Akşam karanlıkta bizim kuşların yuvasına sığındığında tuttum, ayağına bir tel batmış onu çıkardım.. canının yandığı her halinden belli idi..
Bizim kuşlar onu istemediler: dövdüler.. ama o benim yaptığım iyilik sebebi ile yuvayı ve bizi bırakmadı..
Sanki bana teşekkür ediyordu…Ayağındaki batan teli çıkardım, karnını doyurdum ya , benden artık kaçmıyor : bizim kuşlardan dayak yese de o bizim kuşları bırakmıyor.. ailenin bir parçası olmuştu..
Adını : Garip koydum..
Garip beni çok iyi anlıyor, haydi yuvana dediğim zaman hemen giriyor, ama bizim evin çocukları olan o yavru kuşlar beni uğraştırıyor..
Z kuşağı yavru oldukları için : Anlaşamıyoruz.. biz biraz geri kafalı kalıyoruz.. haydin yuvanıza diyorum ! onlar bana :
Girmemde girmem diyor , sonunda girdiriyorum ama canım çıkıyor..
Emekli öğretmen Yusuf Bilgiç bacanağım var dostlar bilir..
Yazın Maraş geldiğinde bizde misafir olduğu zaman:
Bacanağım bizim “Yusuf Palas Otelini “ çok sever , gel evin içinde yat eriz o hayır ben taraş da damın başında yatacağım der..
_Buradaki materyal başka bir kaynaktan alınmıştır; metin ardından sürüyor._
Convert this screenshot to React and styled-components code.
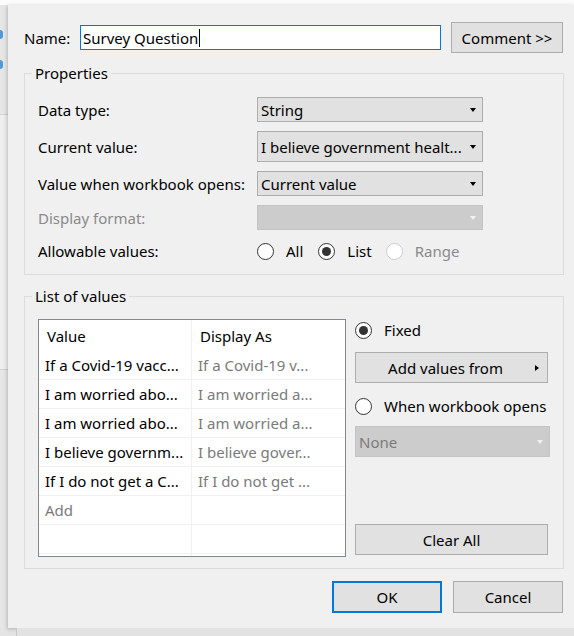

Neyse konumuz bu değil, o çok güzel bir siyah kuş geliyor , şuradan bana bakıyor diyordu.. belki en az 10 defa da ben gördüm..
Sonunda o garip kuş da , pencereden içeri girmiş, bizim hanım yakalamış, onu da bizim kuşların yanına koyduk.. bugünlerde o da dayak yiyor ama bir yere kaçmıyor..
Garip birdi oldu şimdi iki..
Gülay’ın Garibi iyi bir cins kuşmuş, az bulunan bir türde kuşmuş.. dün hava güzel olunca bıraktım.. bizim kuşların yanına varmıyor.. varırsa da dayak yiyor.. bir kenardan bakıyor, garip garip..
Bizim Fatih de de o cinsin dişisi varmış , yakında onu oraya götüreceğim.. bizim Garip erkek, onların ki dişi , böylece yeni bir aile meydana getireceğiz..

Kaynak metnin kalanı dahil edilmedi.